Clemens, meanwhile, struck out more batters per nine innings (8.8) the last 12 years of his career than the first 12 (8.3), and though he beat the perjury charges stemming from his denial of all steroid use during 2008 congressional testimony, at trial the government produced cotton balls and needles it claimed tests proved contained Clemens’ DNA, traces of anabolic steroids and human growth hormone.
All that and of his seven Cy Young Awards, the last four were earned during his 14th, 15th, 18th and 21st seasons, at ages 34, 35, 38 and 41, so he clearly found a fountain of youth somewhere.
To me, they committed fraud upon the game. For me, Mark McGwire and Sosa, did, too, stealing every future legitimate chase of Roger Maris’ single-season home-run record, only to have Bonds then fraudulently take it for himself, hitting 73 in 2001, before later stealing the all-time home run mark of Henry Aaron, perhaps the finest gentleman the game has ever known.
For me, their historic greatness, even their pre-PED Hall of Fame worthy careers, had they played no more, win them no favors given the records they fraudulently stole and who they fraudulently stole them from: all of us.
Yet, the beauty of Tuesday is, while voters who think like me have their vote, so do voters who think like the greatest sportswriter on earth, Joe Posnanski, who believes they must be enshrined for their absolute greatness.

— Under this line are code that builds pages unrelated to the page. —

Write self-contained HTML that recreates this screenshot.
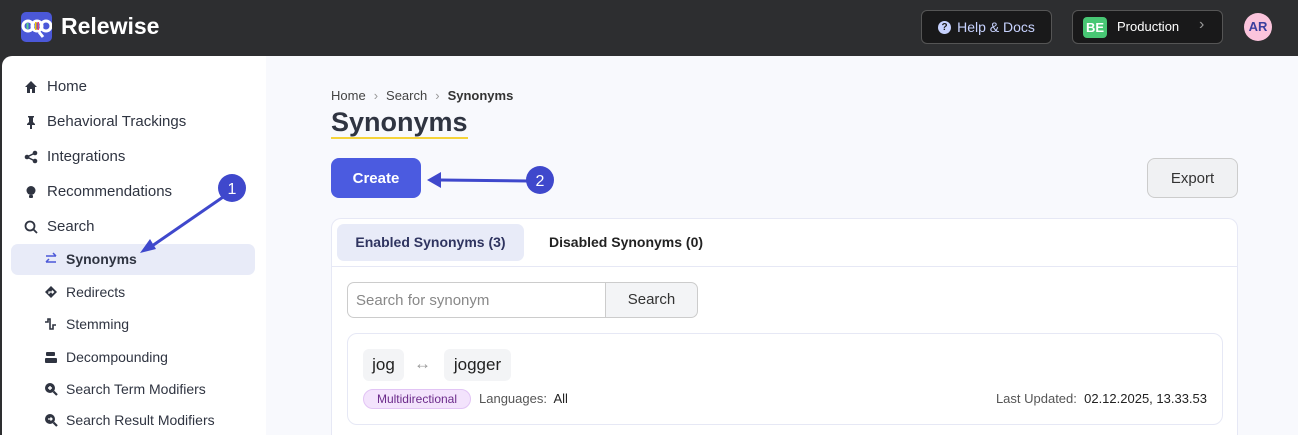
<!DOCTYPE html>
<html style="width:1298px;height:435px;overflow:hidden"><head><style>
*{box-sizing:border-box;margin:0;padding:0}
body{width:1298px;height:435px;overflow:hidden;background:#2d2e30;font-family:"Liberation Sans",sans-serif;position:relative}
.hdr{position:absolute;left:0;top:0;width:1298px;height:56px;background:#2d2e30}
.side{position:absolute;left:2px;top:56px;width:264px;height:379px;background:#fff;border-top-left-radius:10px;overflow:hidden}
.main{position:absolute;left:266px;top:56px;width:1032px;height:379px;background:#f8f9fd;overflow:hidden}
.ni{position:absolute;left:22px;font-size:15px;color:#2f3441;display:flex;align-items:center}
.ni svg{margin-right:9px}
.si{position:absolute;left:42px;font-size:14px;color:#2f3441;display:flex;align-items:center}
.si svg{margin-right:8px}
.btn{position:absolute;border-radius:8px;font-size:15px;display:flex;align-items:center;justify-content:center}
</style></head><body>
<div class="hdr">
 <div style="position:absolute;left:21px;top:12px;width:31px;height:30px;background:#4b58d8;border-radius:5px;overflow:hidden">
  <svg width="31" height="30" viewBox="0 0 31 30"><circle cx="7" cy="14" r="5" fill="none" stroke="#fff" stroke-width="3"/><circle cx="16" cy="14" r="5" fill="none" stroke="#fff" stroke-width="3"/><circle cx="25" cy="14" r="5" fill="none" stroke="#fff" stroke-width="3"/><rect x="14" y="10" width="1.5" height="8" fill="#f5c400"/><rect x="16.5" y="10" width="1.5" height="8" fill="#e94b6b"/><rect x="5.5" y="11" width="2" height="6" fill="#5ad18a"/><path d="M18 20 l4 5" stroke="#fff" stroke-width="3"/></svg>
 </div>
 <div style="position:absolute;left:61px;top:13px;font-size:23px;font-weight:bold;color:#fff">Relewise</div>
 <div style="position:absolute;left:921px;top:10px;width:131px;height:34px;border:1px solid #555;border-radius:6px;background:#19191a;color:#c7d2fe;font-size:14px;display:flex;align-items:center;justify-content:center"><span style="display:inline-block;width:13px;height:13px;border-radius:50%;background:#c7d2fe;color:#19191a;font-size:10px;font-weight:bold;text-align:center;line-height:13px;margin-right:6px">?</span>Help &amp; Docs</div>
 <div style="position:absolute;left:1072px;top:10px;width:151px;height:34px;border:1px solid #555;border-radius:6px;background:#19191a;color:#fff;font-size:13px">
  <span style="position:absolute;left:10px;top:6px;width:24px;height:21px;background:#48c774;border-radius:4px;font-weight:bold;text-align:center;line-height:21px">BE</span>
  <span style="position:absolute;left:44px;top:8px">Production</span>
  <span style="position:absolute;left:126px;top:5px;color:#999;font-size:16px">›</span>
 </div>
 <div style="position:absolute;left:1244px;top:13px;width:28px;height:28px;border-radius:50%;background:#fbc4dc;color:#3b3f9e;font-size:13px;font-weight:bold;text-align:center;line-height:28px">AR</div>
</div>
<div class="side">
 <div class="ni" style="top:22px"><svg width="14" height="14" viewBox="0 0 14 14"><path d="M7 1L1 7h2v6h3V9h2v4h3V7h2z" fill="#2f3441"/></svg>Home</div>
 <div class="ni" style="top:57px"><svg width="14" height="14" viewBox="0 0 14 14"><path d="M4 1h6v1l-1 1v4l2 2v1H8v4H6v-4H3V9l2-2V3L4 2z" fill="#2f3441"/></svg>Behavioral Trackings</div>
 <div class="ni" style="top:92px"><svg width="14" height="14" viewBox="0 0 14 14"><circle cx="11" cy="3" r="2.3" fill="#2f3441"/><circle cx="3" cy="7" r="2.3" fill="#2f3441"/><circle cx="11" cy="11" r="2.3" fill="#2f3441"/><path d="M11 3L3 7l8 4" stroke="#2f3441" stroke-width="1.5" fill="none"/></svg>Integrations</div>
 <div class="ni" style="top:127px"><svg width="14" height="14" viewBox="0 0 14 14"><circle cx="7" cy="5.5" r="4.5" fill="#2f3441"/><rect x="5" y="10" width="4" height="3" rx="1" fill="#2f3441"/></svg>Recommendations</div>
 <div class="ni" style="top:162px"><svg width="14" height="14" viewBox="0 0 14 14"><circle cx="6" cy="6" r="4.5" stroke="#2f3441" stroke-width="1.8" fill="none"/><path d="M9.5 9.5L13 13" stroke="#2f3441" stroke-width="1.8"/></svg>Search</div>
 <div style="position:absolute;left:9px;top:188px;width:244px;height:31px;background:#e8ebf8;border-radius:7px"></div>
 <div class="si" style="top:195px;font-weight:bold;color:#2f3441"><svg width="14" height="14" viewBox="0 0 14 14"><path d="M2 4h10M9 1l3 3M12 10H2M5 7l-3 3" stroke="#4b58d8" stroke-width="1.5" fill="none"/></svg>Synonyms</div>
 <div class="si" style="top:228px"><svg width="14" height="14" viewBox="0 0 14 14"><path d="M7 1l6 6-6 6-6-6z" fill="#2f3441"/><path d="M5 9V7h4M8 5.5L9.5 7 8 8.5" stroke="#fff" stroke-width="1.2" fill="none"/></svg>Redirects</div>
 <div class="si" style="top:260px"><svg width="14" height="14" viewBox="0 0 14 14"><path d="M1 5h3V2h2v10h3V8h3" stroke="#2f3441" stroke-width="1.6" fill="none"/></svg>Stemming</div>
 <div class="si" style="top:293px"><svg width="14" height="14" viewBox="0 0 14 14"><rect x="2" y="2" width="9" height="4" rx="1" fill="#2f3441"/><rect x="1" y="8" width="12" height="5" rx="1" fill="#2f3441"/></svg>Decompounding</div>
 <div class="si" style="top:325px"><svg width="14" height="14" viewBox="0 0 14 14"><circle cx="6" cy="6" r="5" fill="#2f3441"/><path d="M9.5 9.5L13 13" stroke="#2f3441" stroke-width="2.2"/><path d="M4 6h4M6 4v4" stroke="#fff" stroke-width="1.4"/></svg>Search Term Modifiers</div>
 <div class="si" style="top:356px"><svg width="14" height="14" viewBox="0 0 14 14"><circle cx="6" cy="6" r="5" fill="#2f3441"/><path d="M9.5 9.5L13 13" stroke="#2f3441" stroke-width="2.2"/><path d="M4 6h4M6.5 4.5L8 6 6.5 7.5" stroke="#fff" stroke-width="1.3" fill="none"/></svg>Search Result Modifiers</div>
</div>
<div class="main">
 <div style="position:absolute;left:65px;top:32px;font-size:13px;color:#444"><span>Home</span><span style="color:#999;margin:0 8px">›</span><span>Search</span><span style="color:#999;margin:0 8px">›</span><span style="font-weight:bold;color:#333">Synonyms</span></div>
 <div style="position:absolute;left:65px;top:51px;font-size:27px;font-weight:bold;color:#2f3441;border-bottom:2px solid #f5d33a;line-height:30px">Synonyms</div>
 <div class="btn" style="left:65px;top:102px;width:90px;height:40px;background:#4b5be0;color:#fff;font-weight:bold">Create</div>
 <div class="btn" style="left:881px;top:102px;width:91px;height:40px;background:#f0f1f3;border:1px solid #ccc;color:#333">Export</div>
 <div style="position:absolute;left:65px;top:162px;width:907px;height:217px;background:#fff;border:1px solid #e6e8f5;border-bottom:none;border-radius:10px 10px 0 0">
  <div style="position:absolute;left:5px;top:5px;width:187px;height:37px;background:#e8ebf8;border-radius:7px;color:#2f3460;font-size:14px;font-weight:bold;text-align:center;line-height:37px">Enabled Synonyms (3)</div>
  <div style="position:absolute;left:217px;top:15px;color:#222;font-size:14px;font-weight:bold">Disabled Synonyms (0)</div>
  <div style="position:absolute;left:0;top:47px;width:905px;border-top:1px solid #e6e8f5"></div>
  <div style="position:absolute;left:15px;top:63px;width:259px;height:36px;border:1px solid #ccc;border-radius:7px 0 0 7px;color:#888;font-size:15px;padding:9px 8px">Search for synonym</div>
  <div style="position:absolute;left:273px;top:63px;width:93px;height:36px;border:1px solid #ccc;border-radius:0 7px 7px 0;background:#f3f4f6;color:#333;font-size:15px;text-align:center;line-height:34px">Search</div>
  <div style="position:absolute;left:15px;top:114px;width:876px;height:92px;border:1px solid #e6e8f5;border-radius:10px">
   <div style="position:absolute;left:15px;top:15px;width:41px;height:32px;background:#f3f4f6;border-radius:6px;font-size:17px;color:#222;text-align:center;line-height:32px">jog</div>
   <div style="position:absolute;left:66px;top:20px;color:#999;font-size:17px">↔</div>
   <div style="position:absolute;left:96px;top:15px;width:67px;height:32px;background:#f3f4f6;border-radius:6px;font-size:17px;color:#222;text-align:center;line-height:32px">jogger</div>
   <div style="position:absolute;left:15px;top:55px;width:108px;height:20px;background:#f3e3fc;border:1px solid #e2c4f5;border-radius:10px;color:#6b2a8a;font-size:12px;text-align:center;line-height:18px">Multidirectional</div>
   <div style="position:absolute;left:131px;top:57px;font-size:13px;color:#555">Languages:&nbsp; <span style="color:#222">All</span></div>
   <div style="position:absolute;right:15px;top:57px;font-size:13px;color:#555">Last Updated:&nbsp; <span style="color:#222">02.12.2025, 13.33.53</span></div>
  </div>
 </div>
</div>
<svg style="position:absolute;left:0;top:0" width="1298" height="435">
 <path d="M226 195L152 246" stroke="#3f48cc" stroke-width="3"/><path d="M140 253l10-14 6 10z" fill="#3f48cc"/>
 <circle cx="232" cy="188" r="14" fill="#3f48cc"/><text x="232" y="194" fill="#fff" font-size="16" text-anchor="middle" font-family="Liberation Sans">1</text>
 <path d="M528 181L440 180" stroke="#3f48cc" stroke-width="3"/><path d="M427 180l14-8v16z" fill="#3f48cc"/>
 <circle cx="540" cy="180" r="14" fill="#3f48cc"/><text x="540" y="186" fill="#fff" font-size="16" text-anchor="middle" font-family="Liberation Sans">2</text>
</svg>
</body></html>
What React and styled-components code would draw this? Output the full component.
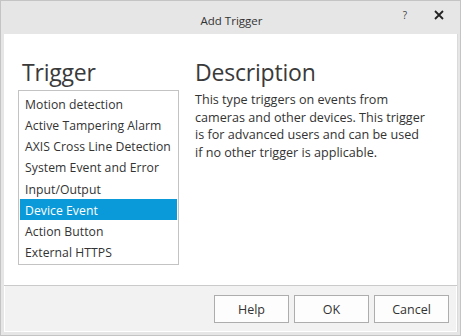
import React from "react";
import styled, { createGlobalStyle } from "styled-components";

const Global = createGlobalStyle`
  html, body { margin: 0; padding: 0; background: #e6e6e6; }
  body { font-family: "Open Sans", "Noto Sans", sans-serif; }
  * { box-sizing: border-box; }
`;

const Window = styled.div`
  width: 461px;
  height: 336px;
  border: 1px solid #c4c4c4;
  background: #e6e6e6;
  display: flex;
  flex-direction: column;
`;

const TitleBar = styled.div`
  height: 33px;
  position: relative;
  display: flex;
  align-items: center;
  justify-content: center;
  flex-shrink: 0;
`;

const Title = styled.div`
  font-size: 11.5px;
  color: #333;
  padding-top: 5px;
  padding-left: 2px;
`;

const Controls = styled.div`
  position: absolute;
  right: 16px;
  top: 7px;
  display: flex;
  align-items: center;
  gap: 27px;
`;

const HelpMark = styled.span`
  font-size: 10px;
  color: #444;
`;

const Body = styled.div`
  flex: 1;
  margin: 0 2px 3px 3px;
  background: #fff;
  border-right: 1px solid #dadada;
  display: flex;
  flex-direction: column;
`;

const Content = styled.div`
  flex: 1;
  display: flex;
  padding: 23px 0 0 14px;
  gap: 16px;
  border-bottom: 1px solid #cacaca;
`;

const Column = styled.div`
  display: flex;
  flex-direction: column;
  width: ${(p) => p.$w || "auto"};
`;

const Heading = styled.div`
  font-size: 23px;
  font-weight: 400;
  color: #3a3a3a;
  line-height: 30px;
  height: 30px;
  margin-left: ${(p) => p.$ml || 0}px;
  letter-spacing: -0.2px;
`;

const List = styled.div`
  margin-top: 3px;
  border: 1px solid #c3c3c3;
  height: 175px;
  padding: 1.5px 1px;
  display: flex;
  flex-direction: column;
`;

const Item = styled.div`
  height: 21.4px;
  line-height: 21.4px;
  padding: 1px 0 0 5px;
  font-size: 12.2px;
  color: ${(p) => (p.$sel ? "#fff" : "#333")};
  background: ${(p) => (p.$sel ? "#0a9ad9" : "transparent")};
  white-space: nowrap;
  letter-spacing: 0.05px;
  overflow: hidden;
`;

const Text = styled.p`
  margin: 4px 0 0 0;
  font-size: 12.6px;
  line-height: 17.5px;
  color: #333;
  white-space: nowrap;
`;

const Footer = styled.div`
  height: 45px;
  margin: 0 1px 1px 1px;
  background: #f2f2f2;
  display: flex;
  justify-content: flex-end;
  align-items: flex-start;
  padding: 9px 7px 0 0;
  gap: 5px;
`;

const Button = styled.button`
  width: 75px;
  height: 28px;
  border: 1px solid #adadad;
  background: #fdfdfd;
  font-family: inherit;
  font-size: 12.5px;
  color: #333;
  padding: 0;
`;

const items = [
  "Motion detection",
  "Active Tampering Alarm",
  "AXIS Cross Line Detection",
  "System Event and Error",
  "Input/Output",
  "Device Event",
  "Action Button",
  "External HTTPS",
];

export default function App() {
  return (
    <>
      <Global />
      <Window>
        <TitleBar>
          <Title>Add Trigger</Title>
          <Controls>
            <HelpMark>?</HelpMark>
            <svg width="10" height="10" viewBox="0 0 10 10">
              <path d="M1 1 L9 9 M9 1 L1 9" stroke="#222" strokeWidth="1.8" />
            </svg>
          </Controls>
        </TitleBar>
        <Body>
          <Content>
            <Column $w="161px">
              <Heading $ml={4}>Trigger</Heading>
              <List>
                {items.map((t) => (
                  <Item key={t} $sel={t === "Device Event"}>
                    {t}
                  </Item>
                ))}
              </List>
            </Column>
            <Column>
              <Heading>Description</Heading>
              <Text>
                This type triggers on events from
                <br />
                cameras and other devices. This trigger
                <br />
                is for advanced users and can be used
                <br />
                if no other trigger is applicable.
              </Text>
            </Column>
          </Content>
          <Footer>
            <Button>Help</Button>
            <Button>OK</Button>
            <Button>Cancel</Button>
          </Footer>
        </Body>
      </Window>
    </>
  );
}
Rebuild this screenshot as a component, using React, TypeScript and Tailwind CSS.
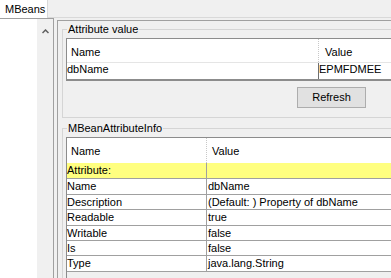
import React from 'react';

const infoRows = [
  { name: 'Attribute:', value: '', h: 'h-[16px]', bg: 'bg-[#ffff80]' },
  { name: 'Name', value: 'dbName', h: 'h-[16px]', bg: 'bg-white' },
  { name: 'Description', value: '(Default: ) Property of dbName', h: 'h-[15px]', bg: 'bg-white' },
  { name: 'Readable', value: 'true', h: 'h-[16px]', bg: 'bg-white' },
  { name: 'Writable', value: 'false', h: 'h-[15px]', bg: 'bg-white' },
  { name: 'Is', value: 'false', h: 'h-[15px]', bg: 'bg-white' },
  { name: 'Type', value: 'java.lang.String', h: 'h-[16px]', bg: 'bg-white' },
];

const App: React.FC = () => {
  return (
    <div className="w-[391px] h-[278px] overflow-hidden bg-[#f0f0f0] text-black text-[11px] leading-[13px] font-['Liberation_Sans',Arial,sans-serif] flex flex-col">
      {/* tab strip */}
      <div className="h-[18px] flex shrink-0">
        <div className="w-[48px] bg-white border-r border-[#d9d9d9] flex items-center pl-[5px]">MBeans</div>
        <div className="flex-1 border-b border-[#d9d9d9]" />
      </div>

      <div className="flex flex-1 min-h-0">
        {/* tree pane with scrollbar */}
        <div className="w-[54px] shrink-0 flex border-t border-r border-[#a0a0a0]">
          <div className="w-[37px] bg-white" />
          <div className="w-[16px] flex justify-center pt-[10px]">
            <svg width="7" height="5" viewBox="0 0 7 5">
              <path d="M0.5 4 L3.5 1 L6.5 4" fill="none" stroke="#606060" strokeWidth="1.5" />
            </svg>
          </div>
        </div>

        <div className="w-[3px] shrink-0" />

        {/* attribute pane */}
        <div className="flex-1 mt-[2px] border-t border-l border-[#a0a0a0] pl-[4px] min-w-0">
          <fieldset className="mt-[1px] w-[400px] border border-[#d5d5d5] pl-[3px] pb-[9px]">
            <legend className="ml-[1px] px-[1px] leading-[14px]">Attribute value</legend>
            <div className="mt-[2px] bg-white border-t border-l border-b-2 border-[#8c8c8c]">
              <div className="flex h-[24px] border-b border-[#e5e5e5]">
                <div className="w-[251px] pl-[4px] pt-[7px]">Name</div>
                <div className="flex-1 border-l border-dotted border-[#c8c8c8] pl-[6px] pt-[7px]">Value</div>
              </div>
              <div className="flex h-[16px]">
                <div className="w-[251px]">dbName</div>
                <div className="flex-1 border-l border-[#6e6e6e]">EPMFDMEE</div>
              </div>
            </div>
            <div className="mt-[6px] pl-[231px] flex">
              <button className="w-[69px] h-[21px] border border-[#adadad] bg-[#e1e1e1] flex items-center justify-center">
                Refresh
              </button>
            </div>
          </fieldset>

          <fieldset className="mt-[3px] w-[400px] h-[200px] border border-[#d5d5d5] pl-[3px] flex flex-col">
            <legend className="ml-[1px] px-[1px] leading-[14px]">MBeanAttributeInfo</legend>
            <div className="mt-[2px] flex-1 border-t border-l border-[#8c8c8c] bg-[#f0f0f0]">
              <div className="flex h-[25px] bg-white">
                <div className="w-[139px] pl-[4px] pt-[7px]">Name</div>
                <div className="flex-1 border-l border-dotted border-[#c8c8c8] pl-[5px] pt-[7px]">Value</div>
              </div>
              {infoRows.map((r) => (
                <div key={r.name} className={`flex border-b border-[#a0a0a0] ${r.h} ${r.bg}`}>
                  <div className="w-[139px] pt-[1px]">{r.name}</div>
                  <div className="flex-1 border-l border-[#a0a0a0] pl-[1px] pt-[1px]">{r.value}</div>
                </div>
              ))}
            </div>
          </fieldset>
        </div>
      </div>
    </div>
  );
};

export default App;
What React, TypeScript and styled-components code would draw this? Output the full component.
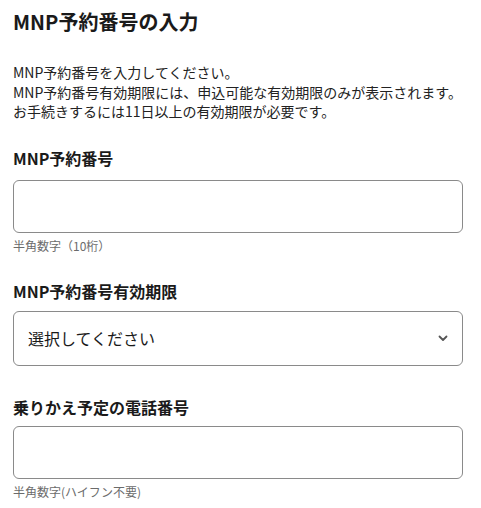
import React from "react";
import styled, { createGlobalStyle } from "styled-components";

const Global = createGlobalStyle`
  html, body { margin: 0; padding: 0; background: #ffffff; }
  body {
    font-family: "Noto Sans CJK JP", "Noto Sans", sans-serif;
    color: #1a1a1a;
  }
`;

const Page = styled.div`
  padding: 7px 18px 0 13px;
  display: flex;
  flex-direction: column;
`;

const Title = styled.h1`
  margin: 0;
  font-size: 20px;
  line-height: 30px;
  font-weight: 700;
  color: #1a1a1a;
`;

const Lead = styled.p`
  margin: 26px 0 0;
  font-size: 14px;
  line-height: 19.6px;
  color: #222;
`;

const Field = styled.div<{ $top: number }>`
  margin-top: ${(p) => p.$top}px;
  display: flex;
  flex-direction: column;
`;

const Label = styled.label<{ $gap: number }>`
  font-size: 16px;
  line-height: 24px;
  font-weight: 700;
  color: #1a1a1a;
  margin-bottom: ${(p) => p.$gap}px;
`;

const TextInput = styled.input`
  box-sizing: border-box;
  width: 100%;
  height: 53px;
  border: 1px solid #8a8a8a;
  border-radius: 6px;
  background: #fff;
  padding: 0 14px;
  font-family: inherit;
  font-size: 16px;
  outline: none;
`;

const SelectBox = styled.div`
  box-sizing: border-box;
  width: 100%;
  height: 55px;
  border: 1px solid #8a8a8a;
  border-radius: 6px;
  background: #fff;
  padding: 0 13px 0 14px;
  display: flex;
  align-items: center;
  justify-content: space-between;
  font-size: 16px;
  color: #1a1a1a;
`;

const Chevron = styled.svg`
  width: 12px;
  height: 12px;
  color: #555;
`;

const Help = styled.div`
  margin-top: 4px;
  font-size: 12px;
  line-height: 18px;
  color: #6b6b6b;
`;

export default function App() {
  return (
    <>
      <Global />
      <Page>
        <Title>MNP予約番号の入力</Title>
        <Lead>
          MNP予約番号を入力してください。
          <br />
          MNP予約番号有効期限には、申込可能な有効期限のみが表示されます。
          <br />
          お手続きするには11日以上の有効期限が必要です。
        </Lead>

        <Field $top={24}>
          <Label $gap={10}>MNP予約番号</Label>
          <TextInput />
          <Help>半角数字（10桁）</Help>
        </Field>

        <Field $top={24}>
          <Label $gap={8}>MNP予約番号有効期限</Label>
          <SelectBox>
            <span>選択してください</span>
            <Chevron viewBox="0 0 12 12" fill="none">
              <path d="M2.5 4.5 L6 8 L9.5 4.5" stroke="currentColor" strokeWidth="1.8" strokeLinecap="round" strokeLinejoin="round" />
            </Chevron>
          </SelectBox>
        </Field>

        <Field $top={29}>
          <Label $gap={7}>乗りかえ予定の電話番号</Label>
          <TextInput />
          <Help>半角数字(ハイフン不要)</Help>
        </Field>
      </Page>
    </>
  );
}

The beauty is there are so many reasons voters want them in and so many reasons voters want them out and each must deal with their own conscience.
Some believe they don’t belong because they used steroids, while others believe they don’t belong because they’ve offered no contrition, admitted nothing and given everybody the middle finger about the whole thing.
Others want them in because the whole game was awash in PEDs, it was the times, and others want them in despite their having cheated the game, because they were still the best and how can you keep the best out?
The beauty is there’s no cookie cutter formula to deem any player Cooperstown worthy, even for performance, to say nothing of their being no systematic application to the request voters take integrity, sportsmanship, character and team contributions into account for each player on the ballot.
The beauty of it is the game’s guardians, the writers, must each decide what it all means and what should be done, and though Bonds and Clemens (and Sosa and McGwire) have their champions, they’ve not had enough to get the call David Ortiz received on Tuesday.
Had they, they’d belong in the club, but they didn’t so they don’t.
It’s not arbitrary, but the collective consciousness of the game, expressed by individuals attempting to honor the game.